In May of 1987 I went to another workshop in a far-off place and once again a crisis in materials changed my art. If you want to change your art, change your studio, as they say. I had been assured that plenty of polymer medium would be waiting for me when I got to the Triangle Workshop in Barcelona, Spain, but what I found instead was a girl in overalls mixing an odd-smelling pale liquid in a plastic bucket with a broomstick. It was like a Poussin painting of peasants churning butter. I knew I had a problem.

That evening, in a spirit of resigned frustration, I laid out some canvas and noodled some colored gel around with a large push broom and went to dinner. Late the next morning, when I got to our huge communal studio in the Gothic Quarter, I was surprised to learn that a critic and several Canadian sculptors had been admiring and talking about what I regarded as base-coat sketching. Inspirited by their encouragement, I went at it again with the broom, forced back to the simple roots of painting just as l had been six years before at Emma Lake. Art makes you reinvent the wheel with regularity. If you don't, art slips away.

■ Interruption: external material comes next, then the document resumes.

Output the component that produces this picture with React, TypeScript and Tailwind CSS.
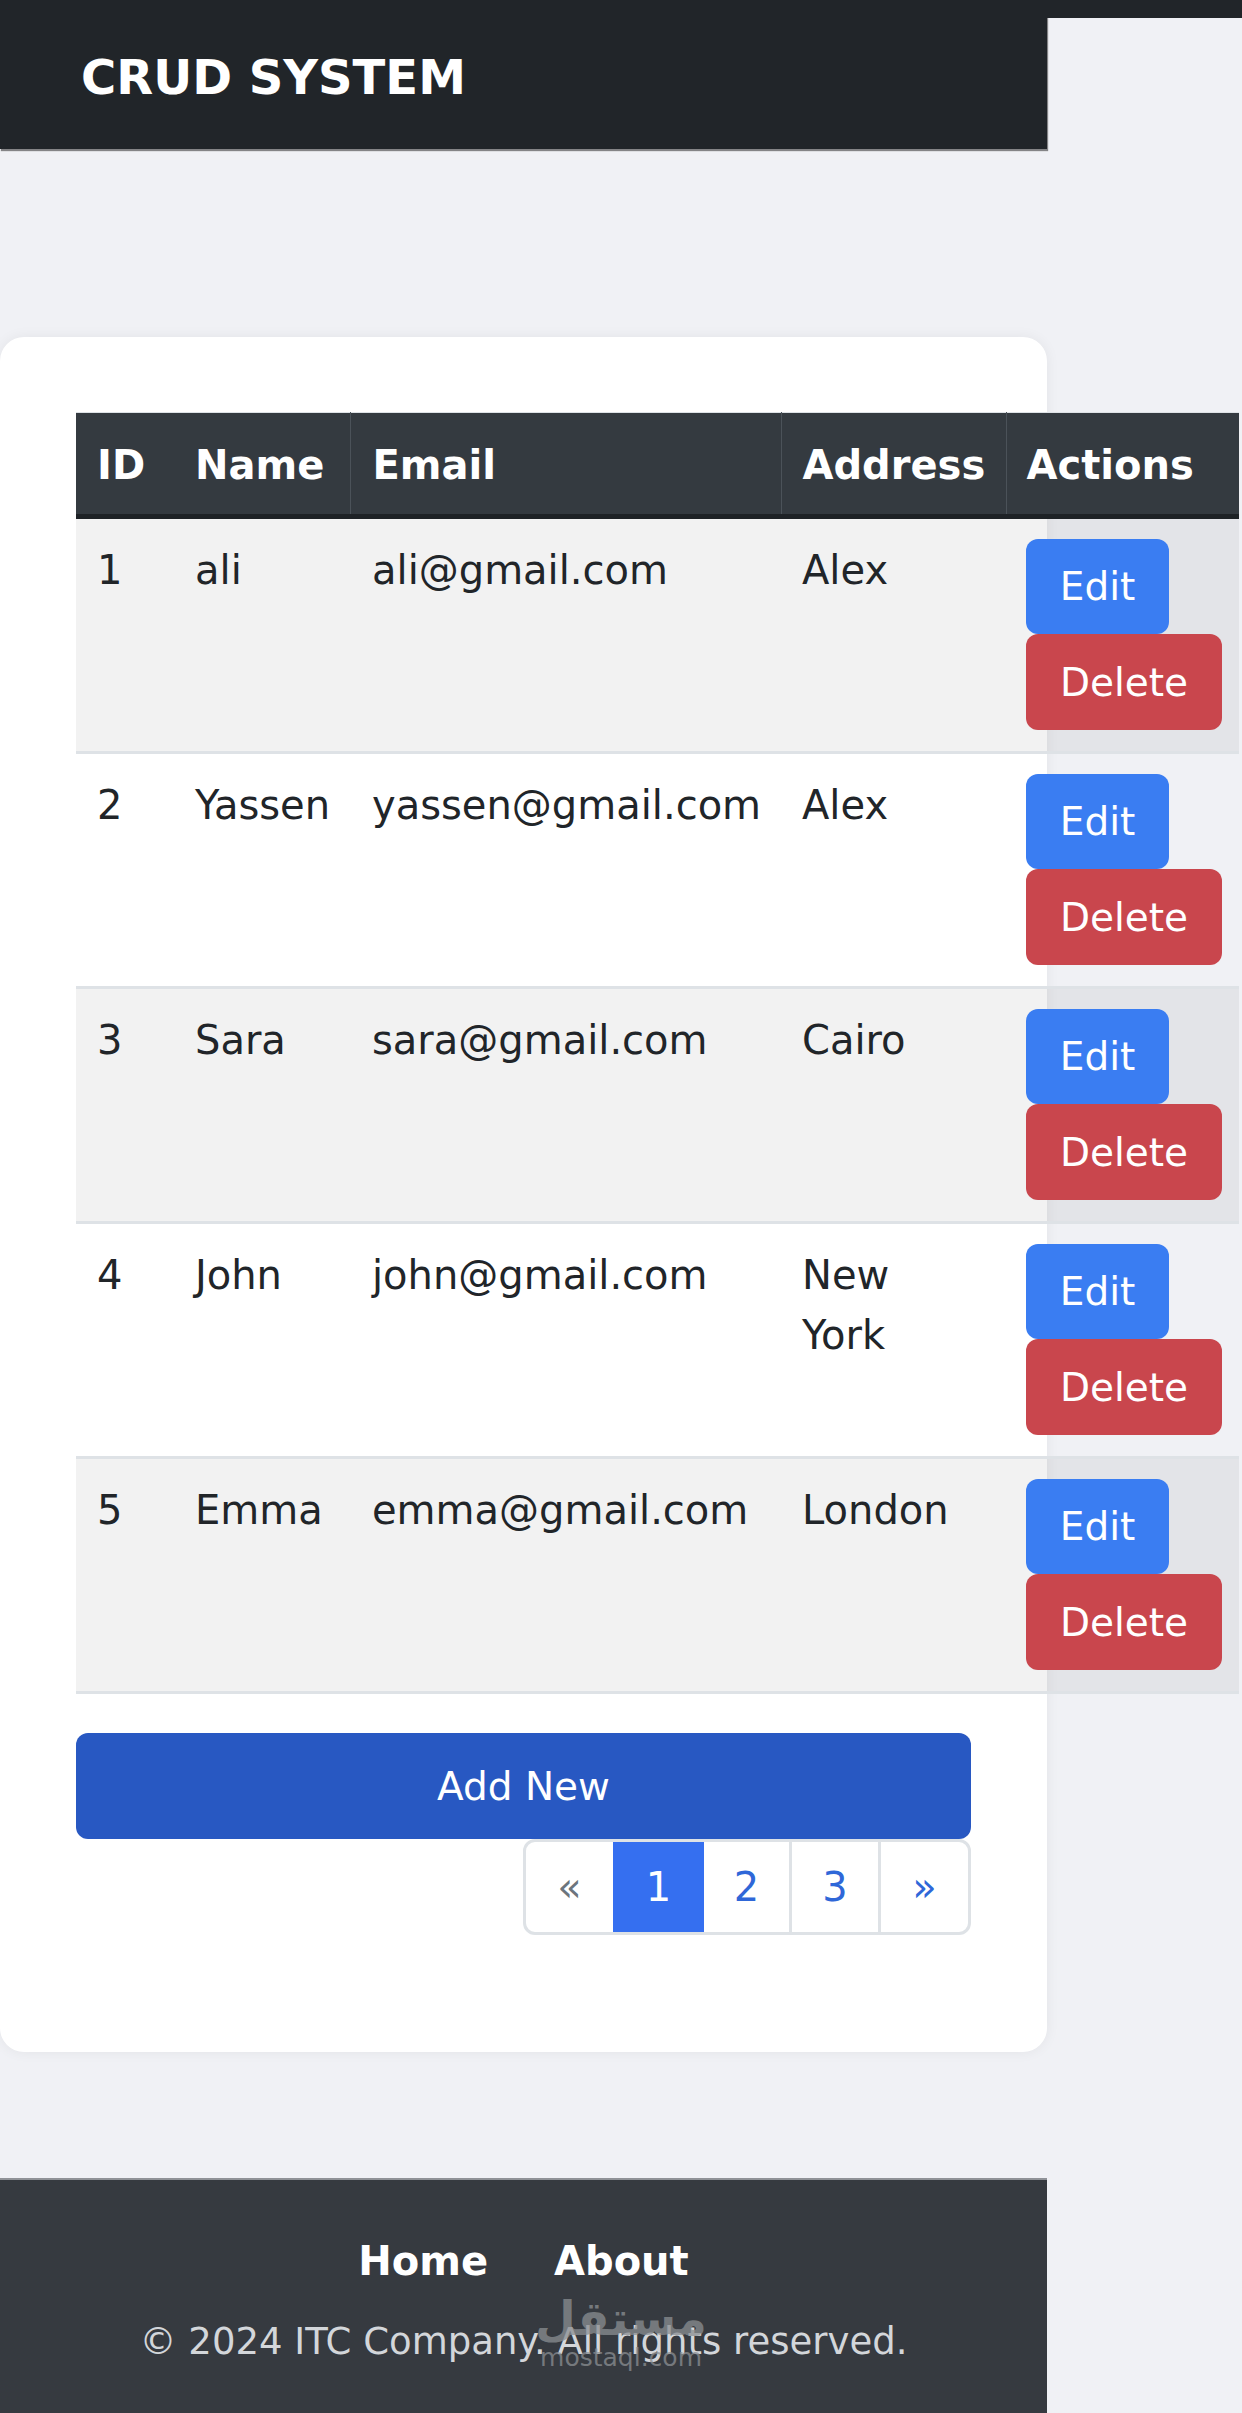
import React from "react";

const rows = [
  { id: 1, name: "ali", email: "ali@gmail.com", address: "Alex" },
  { id: 2, name: "Yassen", email: "yassen@gmail.com", address: "Alex" },
  { id: 3, name: "Sara", email: "sara@gmail.com", address: "Cairo" },
  { id: 4, name: "John", email: "john@gmail.com", address: "New York" },
  { id: 5, name: "Emma", email: "emma@gmail.com", address: "London" },
];

export default function App() {
  return (
    <div className="min-h-screen w-[1242px] bg-[#f0f1f5] font-['DejaVu_Sans',Verdana,sans-serif] text-[#212529]">
      {/* top bar */}
      <div className="flex">
        <header className="w-[1047px] h-[149px] shrink-0 bg-[#212529] pl-[81px] pt-[48px] shadow-[1px_2px_1px_rgba(0,0,0,0.45)]">
          <h1 className="text-[48px] font-bold leading-[58px] text-white">CRUD SYSTEM</h1>
        </header>
        <div className="flex-1">
          <div className="h-[18px] bg-[#212529]" />
        </div>
      </div>

      {/* card */}
      <main className="mt-[188px] w-[1047px] rounded-[24px] bg-white pt-[75px] pb-[117px] px-[76px] shadow-[0_0_14px_rgba(0,0,0,0.06)]">
        <table className="w-[1163px] table-fixed border-collapse border-t border-[#dee2e6]">
          <colgroup>
            <col className="w-[98px]" />
            <col className="w-[176px]" />
            <col className="w-[431px]" />
            <col className="w-[225px]" />
            <col className="w-[233px]" />
          </colgroup>
          <thead>
            <tr className="bg-[#343a40] text-white">
              <th className="whitespace-nowrap border-b-[5px] border-[#1e2226] pl-[21px] pr-[10px] pt-[22px] pb-[19px] text-left text-[40px] font-bold leading-[60px]">ID</th>
              <th className="whitespace-nowrap border-b-[5px] border-[#1e2226] px-[21px] pt-[22px] pb-[19px] text-left text-[40px] font-bold leading-[60px]">Name</th>
              <th className="whitespace-nowrap border-b-[5px] border-l border-l-[#4b5259] border-b-[#1e2226] px-[22px] pt-[22px] pb-[19px] text-left text-[40px] font-bold leading-[60px]">Email</th>
              <th className="whitespace-nowrap border-b-[5px] border-l border-l-[#4b5259] border-b-[#1e2226] px-[21px] pt-[22px] pb-[19px] text-left text-[40px] font-bold leading-[60px]">Address</th>
              <th className="whitespace-nowrap border-b-[5px] border-l border-l-[#4b5259] border-b-[#1e2226] px-[20px] pt-[22px] pb-[19px] text-left text-[40px] font-bold leading-[60px]">Actions</th>
            </tr>
          </thead>
          <tbody>
            {rows.map((r, i) => (
              <tr key={r.id} className={i % 2 === 0 ? "bg-black/5" : "bg-transparent"}>
                <td className="whitespace-nowrap border-b-[3px] border-[#dee2e6] pl-[21px] pr-[8px] pt-[21px] pb-[21px] align-top text-[40px] leading-[60px]">{r.id}</td>
                <td className="whitespace-nowrap border-b-[3px] border-[#dee2e6] px-[21px] pt-[21px] pb-[21px] align-top text-[40px] leading-[60px]">{r.name}</td>
                <td className="whitespace-nowrap border-b-[3px] border-[#dee2e6] px-[22px] pt-[21px] pb-[21px] align-top text-[40px] leading-[60px]">{r.email}</td>
                <td className="border-b-[3px] border-[#dee2e6] px-[21px] pt-[21px] pb-[21px] align-top text-[40px] leading-[60px]">{r.address}</td>
                <td className="border-b-[3px] border-[#dee2e6] pl-[20px] pt-[20px] pb-[21px] align-top">
                  <div className="flex flex-col items-start">
                    <button className="flex h-[95px] w-[143px] items-center justify-center rounded-[12px] bg-[#3a7df2] text-[39px] leading-none text-white">Edit</button>
                    <button className="flex h-[96px] w-[196px] items-center justify-center rounded-[12px] bg-[#c9464d] text-[39px] leading-none text-white">Delete</button>
                  </div>
                </td>
              </tr>
            ))}
          </tbody>
        </table>

        <button className="mt-[39px] flex h-[106px] w-full items-center justify-center rounded-[12px] bg-[#2858c2] text-[39px] leading-none text-white">
          Add New
        </button>

        <div className="flex justify-end">
          <nav className="flex h-[96px] overflow-hidden rounded-[12px] border-[3px] border-[#dee2e6]">
            <span className="flex w-[87px] items-center justify-center text-[40px] text-[#6c757d]">«</span>
            <span className="flex w-[91px] items-center justify-center bg-[#356ff0] text-[40px] text-white">1</span>
            <span className="flex w-[88px] items-center justify-center border-r-[3px] border-[#dee2e6] text-[40px] text-[#2f67d8]">2</span>
            <span className="flex w-[89px] items-center justify-center border-r-[3px] border-[#dee2e6] text-[40px] text-[#2f67d8]">3</span>
            <span className="flex w-[87px] items-center justify-center text-[40px] text-[#2f67d8]">»</span>
          </nav>
        </div>
      </main>

      {/* footer */}
      <footer className="relative mt-[126px] h-[237px] w-[1047px] border-t-2 border-[#8f9297] bg-[#363a40] pt-[51px] text-center">
        <div className="flex justify-center gap-[66px]">
          <a className="text-[40px] font-bold leading-[60px] text-white">Home</a>
          <a className="text-[40px] font-bold leading-[60px] text-white">About</a>
        </div>
        <p className="mt-[23px] text-[37px] leading-[55px] text-[#d3d6da]">© 2024 ITC Company. All rights reserved.</p>
        <div className="pointer-events-none absolute left-[546px] top-[110px] flex w-[150px] flex-col items-center text-[#8b8e92] opacity-75">
          <span className="text-[47px] font-bold leading-[58px]">مستقل</span>
          <span className="-mt-[4px] text-[25px] leading-[28px]">mostaql.com</span>
        </div>
      </footer>
    </div>
  );
}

There are two paintings in the exhibition which were painted at that workshop: Loco Verde #1 and Plano Morado #2.

The making of the large brushed gel drawings, like any narrow, enabling system, opened the door to a hundred paths. After Barcelona I added a rubber-bladed squeegee to my arsenal and painted a series with dark metallic gel against a light ground (Pearly Gates 1987), and a series using light gel against a darker, varicolored ground (Agrigento 1988).

I didn't paint for a few months after I got to Miami in the Fall of 1989, but I dug in and started working hard around February. The paintings have resolved into a 5' x 7' format with a "red-hot" orange-gold ground under a deep blue-violet metallic brush-and-cut drawing. I've been doing this for the last six months with good results, I think. Some of these paintings are scheduled to be shown in New York at the Greenberg-Wilson Gallery and in Miami at the Ann Jaffe Gallery in shows which will overlap Miami-Dade's exhibition.

There is some dimensional illusion in most of my large brushed gel paintings since Barcelona. They look like wind and waves, so I am told, and I don't have any problem with this, although nothing in the paintings is meant to refer directly to anything in the natural world. An old friend once said that if such things are evoked they can be seen as a parallel of things or events in the world, a parallel brought about by processes in painting which echo processes in nature.